Die Mehrheit in der arbeitenden/erwerbslosen Bevölkerung sehnt sich nach den Zeiten des sozialen Ausgleichs zurück. Sie ahnen zugleich, dass sich das Rad nicht zurückdrehen lässt. Bei aller Empörung über Hartz IV und über die neoliberale Wende der SPD sahen viele bei ihrer Wahlentscheidung in der Linkspartei keine Alternative, obwohl die doch programmatisch und zum Teil auch personell die alten sozialdemokratischen Ideale verkörpert. Das Misstrauen wird durch ihre Erfahrungen mit der Linkspartei bestätigt, z.B. in Berlin. Die Senatskoalitionen von SPD und Linkspartei der Jahre 2000 bis 2008 verordneten der durch einen Bankenskandal völlig überschuldeten Stadt einen strikten Sparkurs. Sie folgten dem üblichen Muster. Die städtischen Wohnungsbaugesellschaften und andere kommunale Betriebe wurden privatisiert, der soziale Wohnungsbau fast gänzlich eingestellt. Zahlreiche Stellen im Öffentlichen Dienst wurden gestrichen und den Beschäftigten Sparrunden zur »Gesundung des Haushaltes« verordnet. Die rot-rote Koalition hinterließ eine marode Infrastruktur und einen kaputt gesparten öffentlichen Dienst. Die Linkspartei verlor nicht nur ihre Glaubwürdigkeit, sondern auch einen beträchtlichen Teil ihrer Wähler*innen, die vor allem in den neuen Bundesländern auch zur AfD abwanderten.

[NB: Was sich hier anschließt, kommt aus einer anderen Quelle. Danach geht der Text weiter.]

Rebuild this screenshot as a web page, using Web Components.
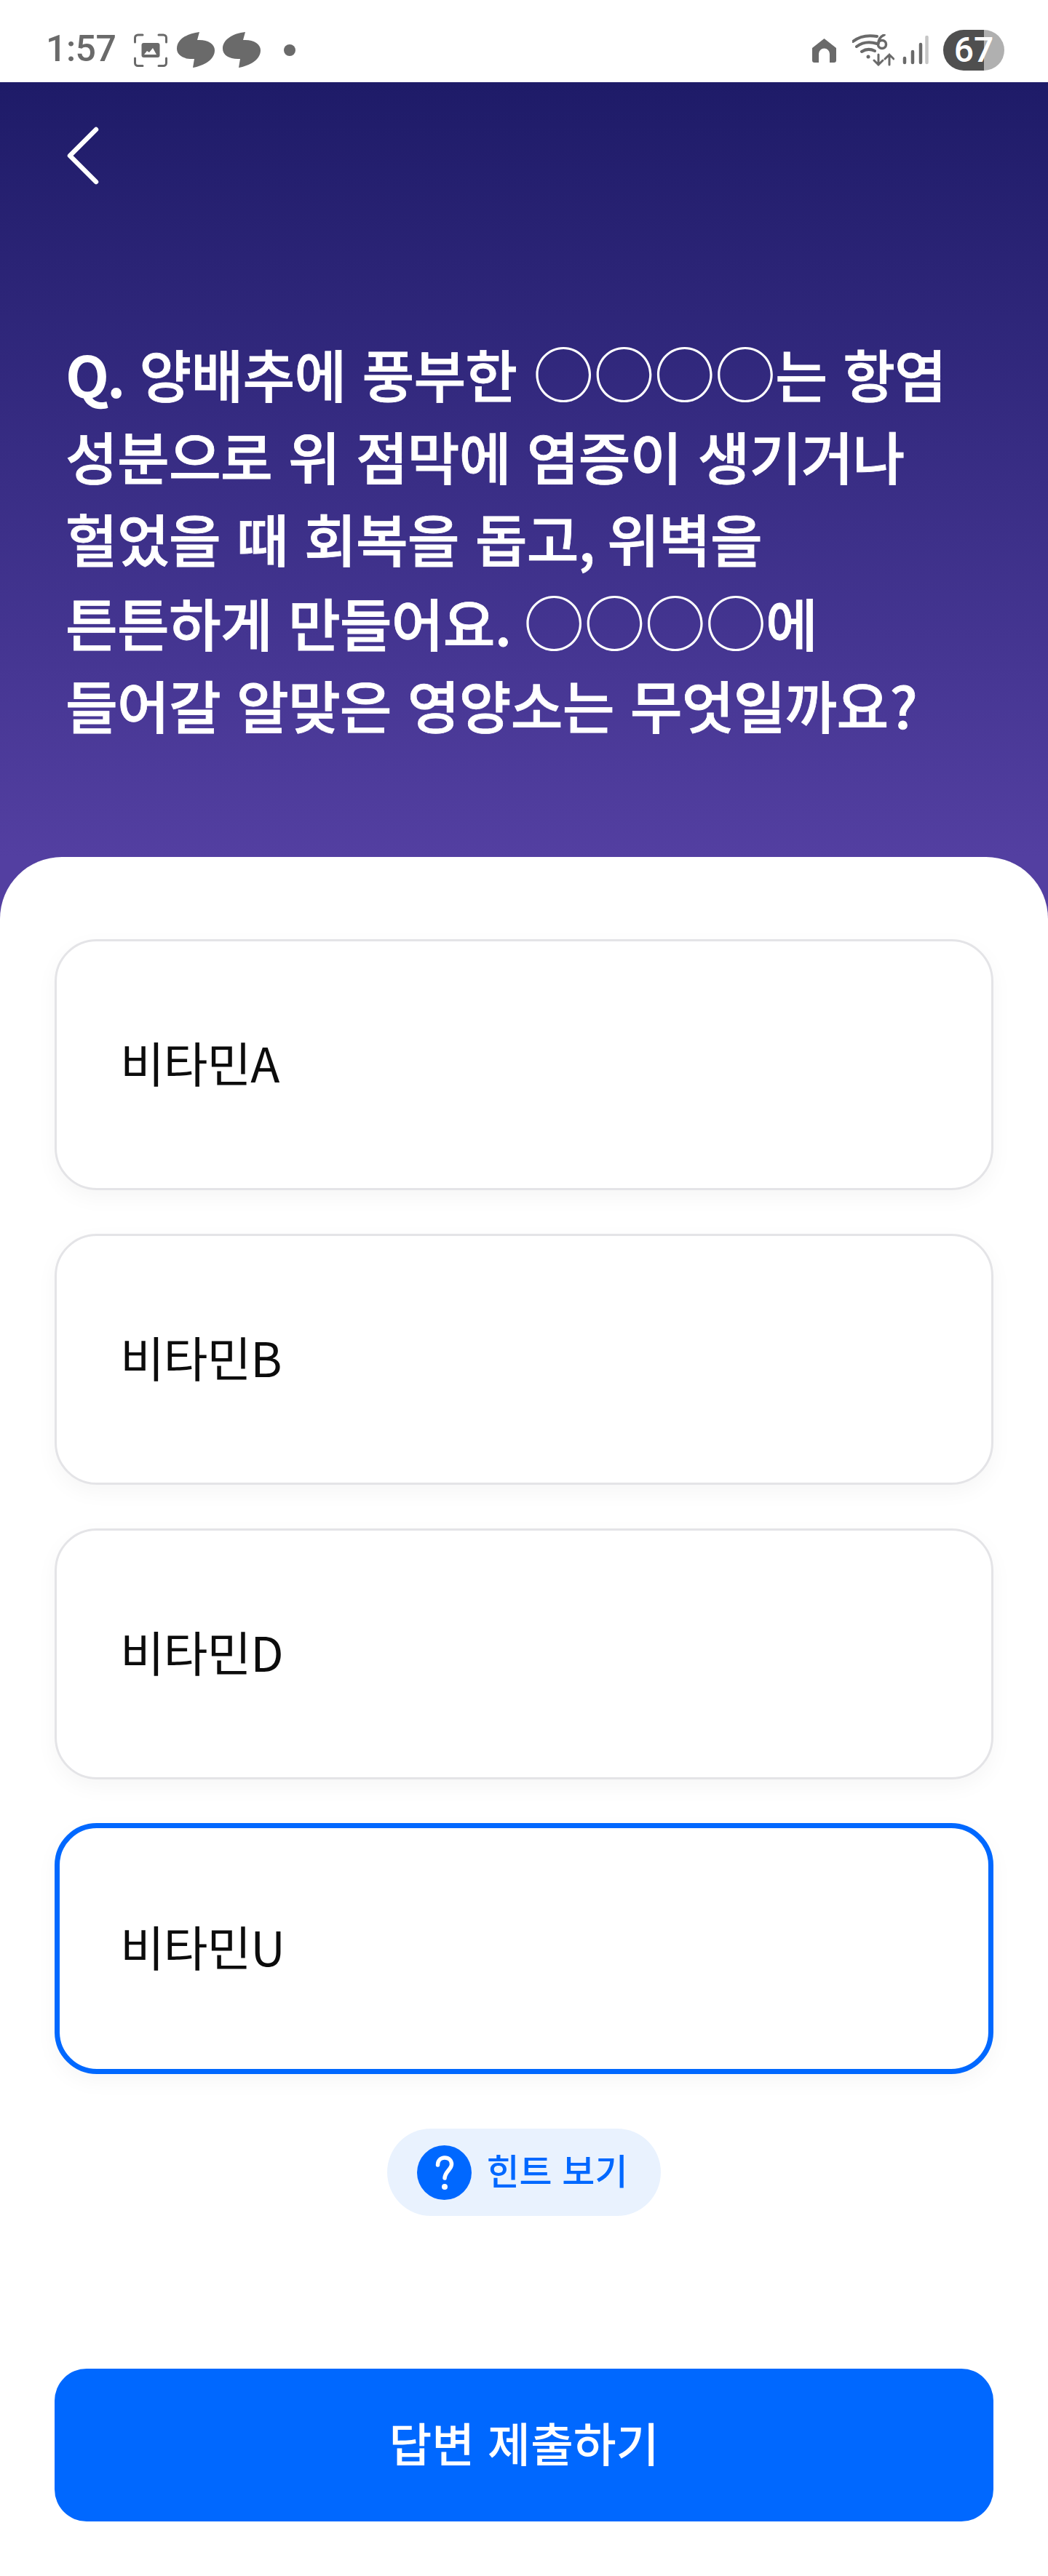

Die Aufforderungen aus der Linkspartei an die SPD, sie solle sich zu ihren sozialdemokratischen Wurzeln bekennen, um in einer gemeinsamen Koalition mit den Grünen die GroKo abzulösen, stieß bei den gewünschten Bündnispartnern auf Ablehnung. Es war keine realistische Alternative für die Bundestagswahl 2017. Den Wähler*innen allerdings signalisierte sie das Streben der Linkspartei nach Regierungsbeteiligung. Die Erfahrungen mit derartigen Koalitionen auf Länderebene sind eindeutig. Nicht die SPD ist zu ihren Wurzeln zurückgekehrt, was die Linkspartei tendeziell überflüssig machen würde. Die Linkspartei hat sich den Vorgaben ihres Koalitionspartners und den Sachzwängen gebeugt. Die lassen kaum Spielraum bei der Verwaltung der kapitalistischen Gesellschaft, solange nicht die Arbeiterklasse die bestehenden Kräfteverhältnisse zu ihren Gunsten verändert und die Voraussetzungen schafft zur Überwindung dieser Ordnung.